2. Additional formalities in case of a transfer of a controlling stake in a limited liability company
- New formalities must be observed, which may trigger delays/deal complexities, especially if the target company has outstanding tax liabilities:
- The share transfer must be notified to the tax authority within 15 days from closing by either the seller, the buyer or the company itself, together with the SPA and the updated articles of association reflecting the new shareholding structure.
- A tax certificate issued by the tax authority is required, evidencing if the target company has outstanding tax liabilities. Such a tax certificate can be obtained by the seller or the buyer.
- If the target company has outstanding tax liabilities, either the target company or the buyer must constitute guarantees – by providing a bank guarantee letter or blocking the respective amounts.The registration of the share transfer with the Trade Registry will require proof of the tax authority’s approval regarding the guarantees.
- If the amounts set out in the tax certificate are not paid within 60 days from the registration of the share transfer with the Trade Registry, the tax authority shall enforce the guarantees.
- Applicable only to limited liability companies, not to joint stock companies.
- Control is defined as the majority of voting rights in the General Shareholders’ Meeting/Board of Directors.
- Implementing legislation still to be issued.
- This creates an additional compliance step in M&A transactions, particularly where the target company has outstanding tax liabilities. Sellers and buyers will need to coordinate with tax advisers to manage guarantees and clearance certificates as part of the due diligence and deal-closing process.
3. Piercing the corporate veil – new situations
- There are two (2) new restrictions which, if breached, may lead to the joint liability of the company and its shareholders:
- Prohibition regarding loans granted to shareholders/affiliates: Companies that distribute interim (quarterly) dividends cannot grant loans to shareholders or affiliates until the dividends are regularised.
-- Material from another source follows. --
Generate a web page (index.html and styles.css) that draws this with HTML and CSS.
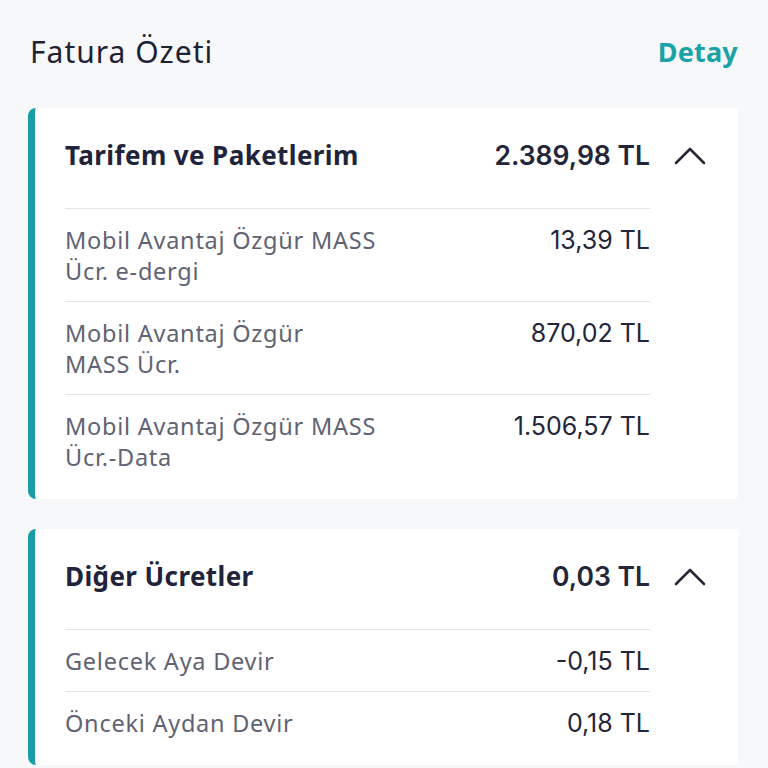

- Prohibition on repayment of loans granted by shareholders/affiliates: If the net assets of a company fall below half of the share capital, the company cannot repay the loans granted by its shareholders or affiliates.
Consequences of breach:
- Joint liability: If these prohibitions are breached, the company and its shareholders shall be jointly liable for the outstanding tax liabilities of the company, up to the amount of the loan (i) granted to the shareholders/affiliates or (ii) repaid to the shareholders/affiliates, as applicable.
- Sanction: Such breach may trigger fines between RON 10,000 and RON 200,000.
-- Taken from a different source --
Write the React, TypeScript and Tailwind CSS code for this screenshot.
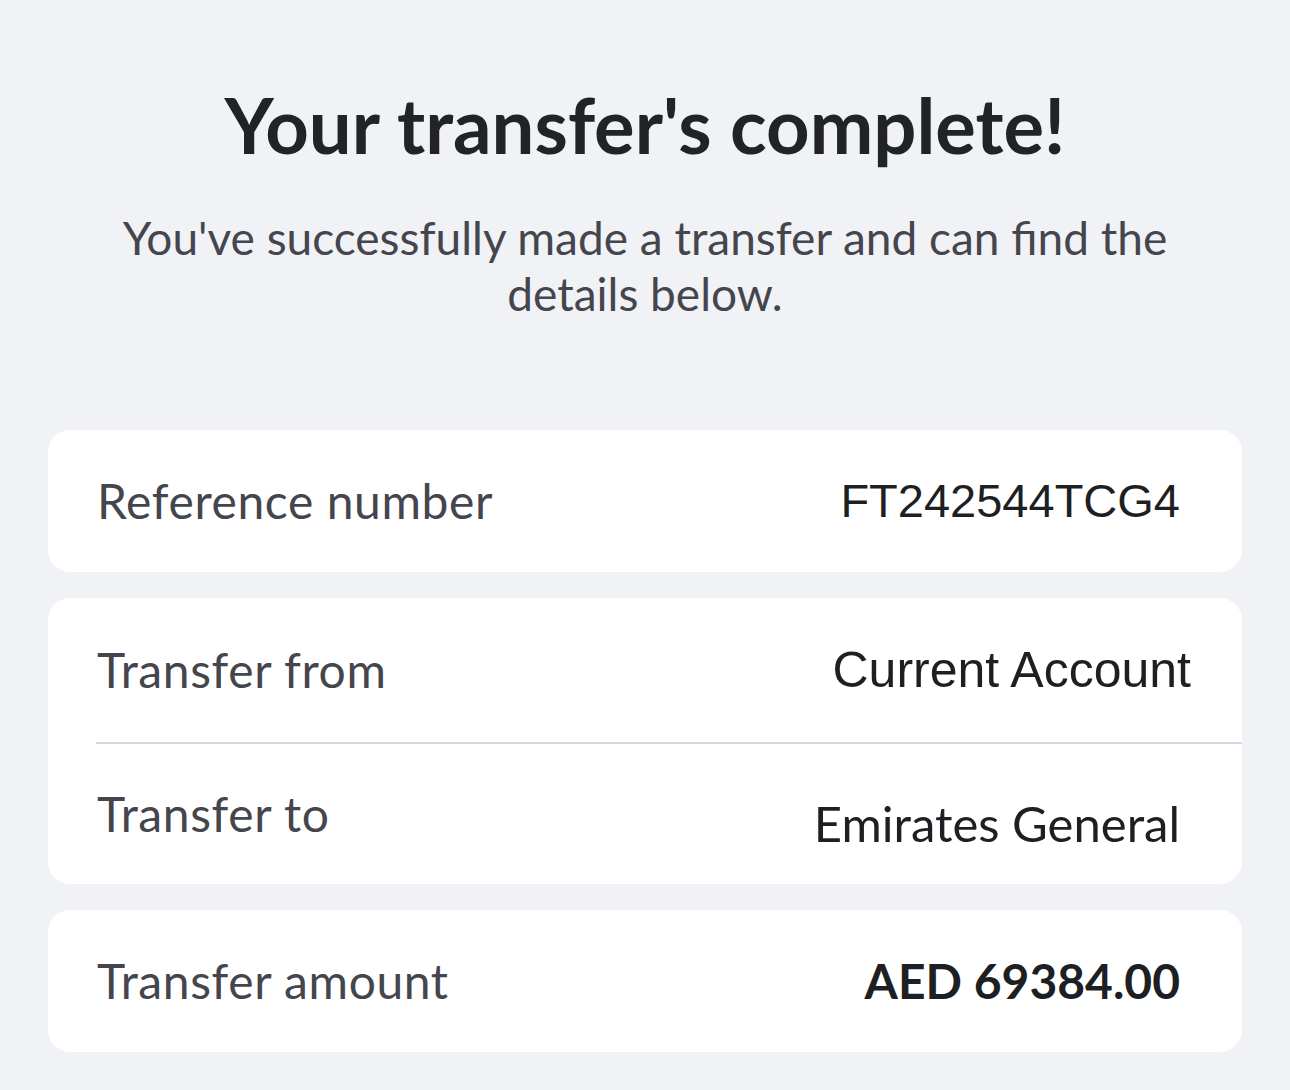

4. Certain restrictions applicable in case of negative net assets
- There are certain restrictions applicable in case the net assets of a company fall below half of the share capital, including:
- the company cannot distribute annual/quarterly dividends (until the situation is remedied).
- the company cannot repay loans granted by its shareholders or affiliates.
- if the company was granted loans by its shareholders and does not remedy the net assets situation within two years from the end of the financial year following the one when the losses were recorded, the share capital of the company must be increased through the conversion of such debt into equity, with the observance of pre-emption rights of the other shareholders.
- Sanction: Failure to observe such debt to equity conversion requirement may be sanctioned by a fine between RON 40,000 and RON 300,000.
- There are certain exceptions from the above requirement to convert the shareholder loans into equity, applicable to certain specific types of shareholders, as follows:
- shareholders having as business activity investment activities or managing alternative investment funds or venture capital funds and which are part of groups of alternative investment funds or venture capital funds or manage such funds;
- shareholders having as main business activity investment activities, holding participations in companies or financing companies in which they hold shares (CAEN code 64 – financial intermediation, except insurance and pensions funding);
- shareholders having as main business activity investment activities, holding participations in companies or financing companies in which they hold shares (CAEN code 64 – financial intermediation, except insurance and pensions funding);
- professional investors (as defined by Directive 2014/65/UE on markets in financial instruments);
- investors in a crowdfunding project (as defined by Regulation (EU) 2020/1503), directly or indirectly, through an entity directly holding a participation in in such a project; or
- natural persons who invested an amount between EUR 2,500 and EUR 200,000 (in RON equivalent) in a micro-enterprise or small enterprise and do not hold, directly or indirectly, more than 25% of the respective company,
in each case, provided that the respective loans are not repaid to shareholders within four (4) years after they were granted.
- Sanction: If the net assets issue is not duly remedied as set out by law, the company may be sanctioned with a fine between RON 10,000 and RON 200,000.
5. Mandatory bank account for all companies
- All legal entities will be required to open and maintain at least one bank account or a treasury account in Romania.
- Newly set-up companies must open the account within 60 business days from incorporation.
- Existing companies must comply immediately once the law enters into force.
- Companies without a bank or treasury account risk being classified as inactive by the tax authorities, which may lead to restrictions such as the inability to issue invoices and, ultimately, dissolution if the situation is not remedied.